Johnny mengungkapkan penurunan aliran pendanaan start-up digital di wilayah Asia mencapai 60 persen year-on-year (yoy) dan 33 persen quarter-to-quarter (qoq) pada kuartal ketiga 2022. Namun, nilai transaksi sektor fintech Indonesia, dengan Compounded Annual Growth Rate (CAGR) sebesar 39 persen, tertinggi kedua di antara negara-negara G20.
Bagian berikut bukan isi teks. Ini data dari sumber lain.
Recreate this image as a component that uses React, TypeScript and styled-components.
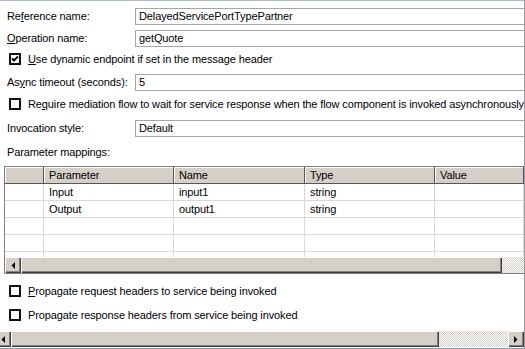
import React from "react";
import styled, { createGlobalStyle } from "styled-components";

const GlobalStyle = createGlobalStyle`
  html, body {
    margin: 0;
    padding: 0;
    background: #ffffff;
  }
  body {
    font-family: "Liberation Sans", Arial, sans-serif;
    font-size: 11px;
    letter-spacing: -0.12px;
    color: #000000;
  }
`;

const Panel = styled.div`
  width: 525px;
  height: 349px;
  box-sizing: border-box;
  border-top: 1px solid #a9b7cf;
  border-bottom: 1px solid #7f9db9;
  border-right: 1px solid #9c9c9c;
  background: #ffffff;
  overflow: hidden;
  display: flex;
  flex-direction: column;
`;

const FieldRow = styled.div<{ $top: number }>`
  margin-top: ${(p) => p.$top}px;
  display: grid;
  grid-template-columns: 128px 1fr;
  align-items: center;
  padding-left: 7px;
  height: 17px;
`;

const Label = styled.span`
  white-space: nowrap;
  line-height: 13px;
`;

const TextBox = styled.div`
  height: 17px;
  box-sizing: border-box;
  border: 1px solid #a5a5a5;
  border-right: none;
  padding-left: 3px;
  line-height: 15px;
  white-space: nowrap;
  overflow: hidden;
`;

const CheckRow = styled.label<{ $top: number }>`
  margin-top: ${(p) => p.$top}px;
  display: flex;
  align-items: center;
  gap: 7px;
  padding-left: 9px;
  height: 12px;
  white-space: nowrap;
  line-height: 13px;
`;

const Box = styled.span`
  flex: none;
  width: 12px;
  height: 12px;
  box-sizing: border-box;
  border: 2px solid #111111;
  background: #ffffff;
  display: flex;
  align-items: center;
  justify-content: center;
`;

const Key = styled.span`
  text-decoration: underline;
`;

const Caption = styled.div<{ $top: number }>`
  margin-top: ${(p) => p.$top}px;
  padding-left: 7px;
  line-height: 13px;
`;

const Table = styled.div`
  margin-top: 7px;
  margin-left: 4px;
  height: 108px;
  box-sizing: border-box;
  border: 1px solid #7f7f7f;
  border-right: none;
  display: flex;
  flex-direction: column;
  overflow: hidden;
`;

const GRID = "39px 130px 131px 130px 1fr";

const HeadRow = styled.div`
  display: grid;
  grid-template-columns: ${GRID};
  height: 17px;
  flex: none;
`;

const HeadCell = styled.div`
  background: #d4d0c8;
  box-shadow: inset 1px 1px 0 #ffffff;
  border-right: 1px solid #555555;
  border-bottom: 1px solid #555555;
  padding-left: 5px;
  line-height: 16px;
  white-space: nowrap;
`;

const Body = styled.div`
  flex: 1;
  overflow: hidden;
`;

const Row = styled.div`
  display: grid;
  grid-template-columns: ${GRID};
  height: 17px;
  box-sizing: border-box;
  border-bottom: 1px solid #d8d8d8;
`;

const Cell = styled.div`
  border-right: 1px solid #d8d8d8;
  padding-left: 5px;
  line-height: 16px;
  white-space: nowrap;
`;

const ScrollBar = styled.div<{ $shift?: number; $top?: number }>`
  flex: none;
  height: 16px;
  display: flex;
  margin-left: ${(p) => p.$shift ?? 0}px;
  margin-top: ${(p) => p.$top ?? 0}px;
`;

const Raised = styled.div`
  background: #d4d0c8;
  box-sizing: border-box;
  box-shadow: inset 1px 1px 0 #ffffff, inset -1px -1px 0 #404040, inset -2px -2px 0 #808080;
`;

const ArrowButton = styled(Raised)`
  width: 16px;
  height: 16px;
  flex: none;
  display: flex;
  align-items: center;
  justify-content: center;
`;

const Thumb = styled(Raised)<{ $width: number }>`
  width: ${(p) => p.$width}px;
  flex: none;
  height: 16px;
`;

const Track = styled.div`
  flex: 1;
  height: 16px;
  background: repeating-conic-gradient(#ffffff 0 25%, #d4d0c8 0 50%) 0 0 / 2px 2px;
`;

const Arrow = ({ dir }: { dir: "left" | "right" }) => (
  <svg width="4" height="7" viewBox="0 0 4 7">
    {dir === "left" ? (
      <polygon points="4,0 4,7 0.5,3.5" fill="#000" />
    ) : (
      <polygon points="0,0 0,7 3.5,3.5" fill="#000" />
    )}
  </svg>
);

const Check = ({ checked }: { checked?: boolean }) => (
  <Box>
    {checked && (
      <svg width="8" height="8" viewBox="0 0 8 8">
        <path d="M1 3.5 L3 5.5 L7 1.5" stroke="#000" strokeWidth="1.8" fill="none" />
      </svg>
    )}
  </Box>
);

const rows = [
  ["", "Input", "input1", "string", ""],
  ["", "Output", "output1", "string", ""],
  ["", "", "", "", ""],
  ["", "", "", "", ""],
  ["", "", "", "", ""],
];

const App: React.FC = () => (
  <>
    <GlobalStyle />
    <Panel>
      <FieldRow $top={7}>
        <Label>
          Re<Key>f</Key>erence name:
        </Label>
        <TextBox>DelayedServicePortTypePartner</TextBox>
      </FieldRow>
      <FieldRow $top={5}>
        <Label>
          <Key>O</Key>peration name:
        </Label>
        <TextBox>getQuote</TextBox>
      </FieldRow>
      <CheckRow $top={6}>
        <Check checked />
        <span>
          <Key>U</Key>se dynamic endpoint if set in the message header
        </span>
      </CheckRow>
      <FieldRow $top={9}>
        <Label>
          As<Key>y</Key>nc timeout (seconds):
        </Label>
        <TextBox>5</TextBox>
      </FieldRow>
      <CheckRow $top={7}>
        <Check />
        <span>
          Re<Key>q</Key>uire mediation flow to wait for service response when the flow component is invoked asynchronously
        </span>
      </CheckRow>
      <FieldRow $top={10}>
        <Label>Invocation style:</Label>
        <TextBox>Default</TextBox>
      </FieldRow>
      <Caption $top={9}>Parameter mappings:</Caption>
      <Table>
        <HeadRow>
          <HeadCell />
          <HeadCell>Parameter</HeadCell>
          <HeadCell>Name</HeadCell>
          <HeadCell>Type</HeadCell>
          <HeadCell>Value</HeadCell>
        </HeadRow>
        <Body>
          {rows.map((r, i) => (
            <Row key={i}>
              {r.map((c, j) => (
                <Cell key={j}>{c}</Cell>
              ))}
            </Row>
          ))}
        </Body>
        <ScrollBar>
          <ArrowButton>
            <Arrow dir="left" />
          </ArrowButton>
          <Thumb $width={481} />
          <Track />
        </ScrollBar>
      </Table>
      <CheckRow $top={11}>
        <Check />
        <span>
          <Key>P</Key>ropagate request headers to service being invoked
        </span>
      </CheckRow>
      <CheckRow $top={12}>
        <Check />
        <span>
          Propa<Key>g</Key>ate response headers from service being invoked
        </span>
      </CheckRow>
      <ScrollBar $shift={-5} $top={10}>
        <ArrowButton>
          <Arrow dir="left" />
        </ArrowButton>
        <Thumb $width={428} />
        <Track />
        <ArrowButton>
          <Arrow dir="right" />
        </ArrowButton>
      </ScrollBar>
    </Panel>
  </>
);

export default App;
"Performa unggul ini menunjukkan Indonesia mampu menyikapi masa pandemi Covid-19 secara progresif sebagai momentum akselerasi digitalisasi sektor jasa keuangan di Indonesia," kata Johnny, Senin (12/12).
Dengan CAGR sebesar 15 persen pada 2022 hingga 2027 prognosisnya, menurut Johnny, nilai transaksi sektor fintech global diperkirakan mencapai 28 triliun dolar AS pada 2027. Kondisi optimistik ini turut dialami atau diproyeksikan oleh sektor fintech Indonesia.
Nilai transaksi kotor/gross transaction value sektor digital payment berada di kisaran 266 miliar dolar AS dan diproyeksikan akan mencapai sekitar 431 miliar dolar AS pada 2025 dengan CAGR 17 persen. Dalam merealisasikan potensi tersebut, pelaku sektor fintech perlu terus berinovasi seiring dengan perkembangan teknologi digital.
Johnny menilai adopsi teknologi membutuhkan kolaborasi multipihak, dari sektor industri, pemerintah, serta pemangku kepentingan terkait demi memastikan terwujudnya ekonomi digital nasional yang aman.
"Teknologi harus diadopsi oleh SDM yang cakap, dan memberikan dampak sosial ekonomi yang tepat sasaran, eksponensial, serta berkelanjutan, menuju Indonesia terkoneksi, makin digital makin maju," kata Johnny.